| What are you talking about? I don't know anyone who uses it for this; specifically tests are really bad if they're subtly wrong. Maybe to scaffold the test function, but the actual test if completely useless if you don't trust it. So like... generate code and have robust tests, or write robust code... but, it's really really daft to generate tests that might hallucinate some random crap (and copilot really does sometimes). Other people have said this, but copilot is auto complete. You use it every time you press tab. Do you accept an auto-complete suggestion 40% of the time? ...mmmm, yes, well, guess why 40% of code is generated by copilot. It's not because people are generating tests with it. |
And honestly, I was extremely impressed. With a bit of context, it was able to generate almost correct test data for a fairly complex binary data format.

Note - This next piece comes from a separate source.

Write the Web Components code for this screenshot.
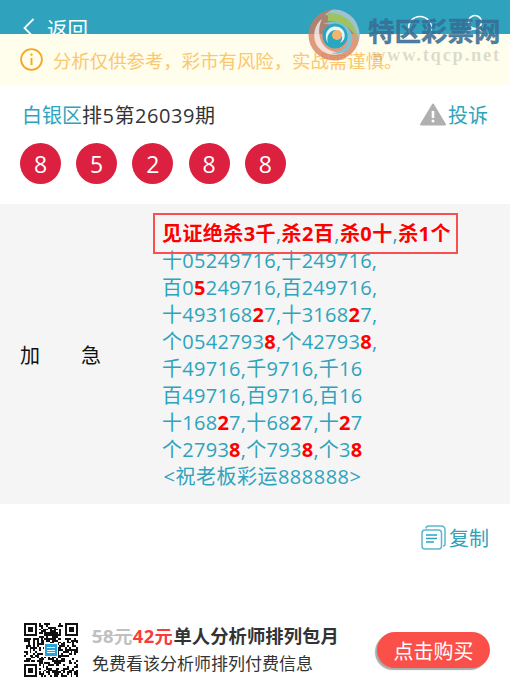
<!DOCTYPE html>
<html lang="zh-CN">
<head>
<meta charset="utf-8">
<title>白银区排5第26039期</title>
<style>
html, body { margin: 0; padding: 0; background: #fff; }
body {
  width: 510px;
  height: 689px;
  overflow: hidden;
  position: relative;
  font-family: "Open Sans", "Noto Sans CJK SC", sans-serif;
  font-size: 20px;
  color: #333;
}
</style>
</head>
<body>
<app-header>返回</app-header>
<notice-bar>分析仅供参考，彩市有风险，实战需谨慎。</notice-bar>
<issue-head area="白银区">排5第26039期</issue-head>
<ball-row>
  <lottery-ball>8</lottery-ball>
  <lottery-ball>5</lottery-ball>
  <lottery-ball>2</lottery-ball>
  <lottery-ball>8</lottery-ball>
  <lottery-ball>8</lottery-ball>
</ball-row>
<forecast-row>
  <kill-box>见证绝杀3千<sep-mark>,</sep-mark>杀2百<sep-mark>,</sep-mark>杀0十<sep-mark>,</sep-mark>杀1个</kill-box>
  <forecast-line>十05249716,十249716,</forecast-line>
  <forecast-line>百0<hot-num>5</hot-num>249716,百249716,</forecast-line>
  <forecast-line>十493168<hot-num>2</hot-num>7,十3168<hot-num>2</hot-num>7,</forecast-line>
  <forecast-line>个0542793<hot-num>8</hot-num>,个42793<hot-num>8</hot-num>,</forecast-line>
  <forecast-line>千49716,千9716,千16</forecast-line>
  <forecast-line>百49716,百9716,百16</forecast-line>
  <forecast-line>十168<hot-num>2</hot-num>7,十68<hot-num>2</hot-num>7,十<hot-num>2</hot-num>7</forecast-line>
  <forecast-line>个2793<hot-num>8</hot-num>,个793<hot-num>8</hot-num>,个3<hot-num>8</hot-num></forecast-line>
  <forecast-line wish>&lt;祝老板彩运888888&gt;</forecast-line>
</forecast-row>
<copy-bar>复制</copy-bar>
<buy-footer></buy-footer>
<site-watermark></site-watermark>

<script>
function defineSimple(name, html) {
  customElements.define(name, class extends HTMLElement {
    constructor() {
      super();
      this.attachShadow({ mode: "open" });
      this.shadowRoot.innerHTML = html.trim();
    }
  });
}

defineSimple("app-header", `
<style>
:host { display: block; height: 34px; overflow: hidden; background: #2fa3bd; color: #fff; }
.bar { display: flex; align-items: center; height: 56px; padding-left: 23px; }
svg { width: 12px; height: 20px; margin-right: 12px; flex: none; }
.title { font-size: 20.5px; }
.tools { margin-left: auto; display: flex; gap: 27px; padding-right: 21px; margin-top: -1px; }
.tools svg { width: 28px; height: 28px; margin: 0; }
</style>
<div class="bar">
  <svg viewBox="0 0 12 20" fill="none" stroke="#fff" stroke-width="1.8"><path d="M10.5 1 1.5 10 10.5 19"/></svg>
  <span class="title"><slot></slot></span>
  <div class="tools">
    <svg viewBox="0 0 28 28" fill="none" stroke="#fff" stroke-width="1.6"><circle cx="14" cy="14" r="11.5"/><path d="M22 22l5 5"/></svg>
    <svg viewBox="0 0 28 28" fill="none" stroke="#fff" stroke-width="1.6"><circle cx="14" cy="8" r="6.5"/><path d="M2 27c0-7 5-12 12-12s12 5 12 12"/></svg>
  </div>
</div>`);

defineSimple("notice-bar", `
<style>
:host { display: flex; align-items: center; height: 51px; padding-left: 20px; background: #fffdeb; color: #fbc76f; font-size: 18.4px; }
svg { width: 23px; height: 23px; margin-right: 10px; flex: none; }
</style>
<svg viewBox="0 0 23 23" fill="none" stroke="#f8a61c" stroke-width="1.8">
  <circle cx="11.5" cy="11.5" r="10.4"/>
  <path d="M11.5 10v7" stroke-width="1.9"/>
  <circle cx="11.5" cy="6.6" r="1.2" fill="#f8a61c" stroke="none"/>
</svg>
<slot></slot>`);

customElements.define("issue-head", class extends HTMLElement {
  constructor() {
    super();
    this.attachShadow({ mode: "open" });
    this.shadowRoot.innerHTML = `
<style>
:host { display: flex; align-items: center; height: 58px; padding: 0 22px; color: #333; }
.area { color: #2fa3bd; }
.issue { letter-spacing: .55px; }
.report { margin-left: auto; display: flex; align-items: center; color: #2fa3bd; }
svg { width: 26px; height: 23px; margin-right: 2px; }
</style>
<span class="area"></span><span class="issue"><slot></slot></span>
<span class="report">
  <svg viewBox="0 0 26 23"><path d="M13 1.5 25 21.5H1Z" fill="#b0b0b0" stroke="#b0b0b0" stroke-width="2" stroke-linejoin="round"/><path d="M13 8v7" stroke="#fff" stroke-width="2.6"/><circle cx="13" cy="18" r="1.5" fill="#fff"/></svg>
  投诉
</span>`;
    this.shadowRoot.querySelector(".area").textContent = this.getAttribute("area");
  }
});

defineSimple("ball-row", `
<style>
:host { display: flex; gap: 15.2px; padding-left: 20px; height: 61px; }
</style>
<slot></slot>`);

defineSimple("lottery-ball", `
<style>
:host { display: flex; align-items: center; justify-content: center; width: 41px; height: 41px; border-radius: 50%; background: #dc203f; color: #fff; font-size: 23px; }
</style>
<slot></slot>`);

defineSimple("forecast-row", `
<style>
:host { display: flex; height: 300px; background: #f5f5f5; color: #2fa3bd; box-sizing: border-box; }
.label { display: flex; align-items: center; gap: 41px; width: 153px; padding-left: 20px; box-sizing: border-box; color: #111; flex: none; }
.body { padding-top: 9px; }
</style>
<div class="label"><span>加</span><span>急</span></div>
<div class="body"><slot></slot></div>`);

defineSimple("kill-box", `
<style>
:host { display: block; box-sizing: border-box; width: 305px; height: 41px; line-height: 38px; margin-bottom: -7px; padding-left: 7px; position: relative; border: 2px solid #f9504f; color: #f00; font-weight: 700; letter-spacing: .42px; white-space: nowrap; }
</style>
<slot></slot>`);

defineSimple("sep-mark", `
<style>
:host { color: #2fa3bd; font-weight: 400; }
</style><slot></slot>`);

defineSimple("forecast-line", `
<style>
:host { display: block; height: 27px; line-height: 27px; padding-left: 9px; white-space: nowrap; letter-spacing: 0.27px; }
:host([wish]) { padding-left: 10.5px; letter-spacing: .5px; }
</style><slot></slot>`);

defineSimple("hot-num", `
<style>
:host { color: #f00; font-weight: 700; }
</style><slot></slot>`);

defineSimple("copy-bar", `
<style>
:host { display: flex; justify-content: flex-end; align-items: center; height: 67px; padding-right: 21px; color: #2fa3bd; }
svg { width: 25px; height: 25px; margin-right: 3px; }
</style>
<svg viewBox="0 0 25 25" fill="none" stroke="#5cb8cd" stroke-width="1.5">
  <path d="M5 3.5Q5 1 7.5 1H20Q24 1 24 5V19Q24 21 22 21"/>
  <rect x="1" y="5" width="19.5" height="19" rx="3"/>
  <path d="M5 10H16M5 13.5H16M5 17H13" stroke="#2fa3bd" stroke-width="1.6"/>
</svg>
<slot></slot>`);

customElements.define("qr-code", class extends HTMLElement {
  constructor() {
    super();
    this.attachShadow({ mode: "open" });
    // made-up module grid, seeded so it stays the same on every load
    let rects = "";
    let seed = 7;
    const n = 29;
    const inFinder = (x, y) => (x < 8 && y < 8) || (x > n - 9 && y < 8) || (x < 8 && y > n - 9);
    for (let y = 0; y < n; y++) {
      for (let x = 0; x < n; x++) {
        seed = (seed * 1103515245 + 12345) & 0x7fffffff;
        if (!inFinder(x, y) && (seed >> 16) % 100 < 52) {
          rects += `<rect x="${x}" y="${y}" width="1" height="1"/>`;
        }
      }
    }
    const finder = (x, y) => `<path d="M${x} ${y}h7v7h-7zM${x + 1} ${y + 1}v5h5v-5z" fill-rule="evenodd"/><rect x="${x + 2}" y="${y + 2}" width="3" height="3"/>`;
    this.shadowRoot.innerHTML = `
<style>
:host { display: block; width: 54px; height: 54px; flex: none; }
svg { display: block; width: 54px; height: 54px; }
</style>
<svg viewBox="0 0 29 29" shape-rendering="crispEdges" fill="#111">
  ${rects}${finder(0, 0)}${finder(22, 0)}${finder(0, 22)}
  <rect x="11" y="11" width="7" height="7" fill="#fff"/>
  <rect x="11.5" y="11.5" width="6" height="6" fill="#25a4dc"/>
  <path d="M12.5 13.2h4M12.5 14.6h4M12.5 16h4" stroke="#fff" stroke-width=".5"/>
</svg>`;
  }
});

defineSimple("buy-footer", `
<style>
:host { display: flex; align-items: center; height: 74px; padding: 0 20px 0 24px; margin-top: 42px; }
.text { margin-left: 14px; }
.title { font-size: 18.3px; line-height: 28px; font-weight: 700; color: #333; letter-spacing: .1px; white-space: nowrap; }
.old { color: #c0c0c0; text-decoration: line-through; letter-spacing: .5px; }
.new { color: #fb3a3a; letter-spacing: .5px; }
.sub { font-size: 17px; line-height: 28px; color: #333; white-space: nowrap; }
button { margin-left: auto; width: 113px; height: 36px; border: 0; border-radius: 18px; padding: 0; background: #fb4f4a; color: #fff; font: inherit; font-size: 20px; box-shadow: -2px 2px 1px #aaa; }
</style>
<qr-code></qr-code>
<div class="text">
  <div class="title"><span class="old">58元</span><span class="new">42元</span>单人分析师排列包月</div>
  <div class="sub">免费看该分析师排列付费信息</div>
</div>
<button>点击购买</button>`);

defineSimple("site-watermark", `
<style>
:host { display: block; position: absolute; left: 308px; top: 9px; width: 200px; height: 56px; pointer-events: none; }
svg { position: absolute; left: 0; top: 0; width: 52px; height: 52px; }
.cn { position: absolute; left: 60px; top: 3px; font: 700 26.5px/36px "Noto Sans CJK SC", sans-serif; color: rgba(55, 110, 150, .9); -webkit-text-stroke: .4px rgba(55, 110, 150, .9); white-space: nowrap; }
.en { position: absolute; left: 64px; top: 36px; font: 700 18.5px/20px "Liberation Serif", serif; letter-spacing: 1.75px; color: rgba(130, 130, 130, .28); white-space: nowrap; }
</style>
<svg viewBox="0 0 52 52">
  <circle cx="26" cy="26" r="25.5" fill="#d4785a" opacity=".75"/>
  <path d="M26 .5A25.5 25.5 0 0 1 51 31C47 16 36 7 17 6 20 3 23 .5 26 .5Z" fill="#9cc6d6" opacity=".95"/>
  <path d="M20 4C36 3 49 15 49 30 43 18 34 12 20 12Z" fill="#9dc45f"/>
  <path d="M14 10C6 16 3 30 11 39 17 46 29 48 37 43 27 45 17 41 13 32 10 24 11 16 14 10Z" fill="#fff" opacity=".7"/>
  <path d="M15 15C30 8 47 18 44 33 42 42 32 47 23 44 33 44 40 38 40 30 40 21 29 15 15 15Z" fill="#7cc3d6"/>
  <circle cx="27" cy="27" r="12.5" fill="#27a7c0"/>
  <path d="M20 34C14 24 22 15 31 18 38 21 39 31 32 34 37 28 33 21 27 21 21 22 18 28 20 34Z" fill="#fff" opacity=".9"/>
  <circle cx="29" cy="26" r="5" fill="#f5b46b"/>
</svg>
<span class="cn">特区彩票网</span>
<span class="en">www.tqcp.net</span>`);
</script>
</body>
</html>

I've also leverage it heavily to:
* generate doxygen comments
* get usage examples of libs I never used
* create a whole bunch of utils functions.
And honestly for all these tedious tasks, it has done a far better job than I would ever had.
Comments were consistent in styling, the base examples were fairly good, and the utils functions were well made, specially the error handling (which I would probably have semi-consciously skipped tbh).
In fairness, I modified most of this code slightly to make it fit my project structure, or tweaked it a bit what the IA didn't quite get it right.
(it never fully understood some offset fields in the file format, but got pretty close to at times. And in fairness my naming for these offset fields was a bit questionable).
Heck, as a test, I even threw at it an RFC-like spec of the file format, and asked him to generate a python parser. The result was not 100% correct, but definitely a good start to iterate on.
In the end, this side project took me 2 weeks to implement with chatgpt probably saving around 1 week of dev. It also greatly helped improving the quality of the project (better doc, better tests).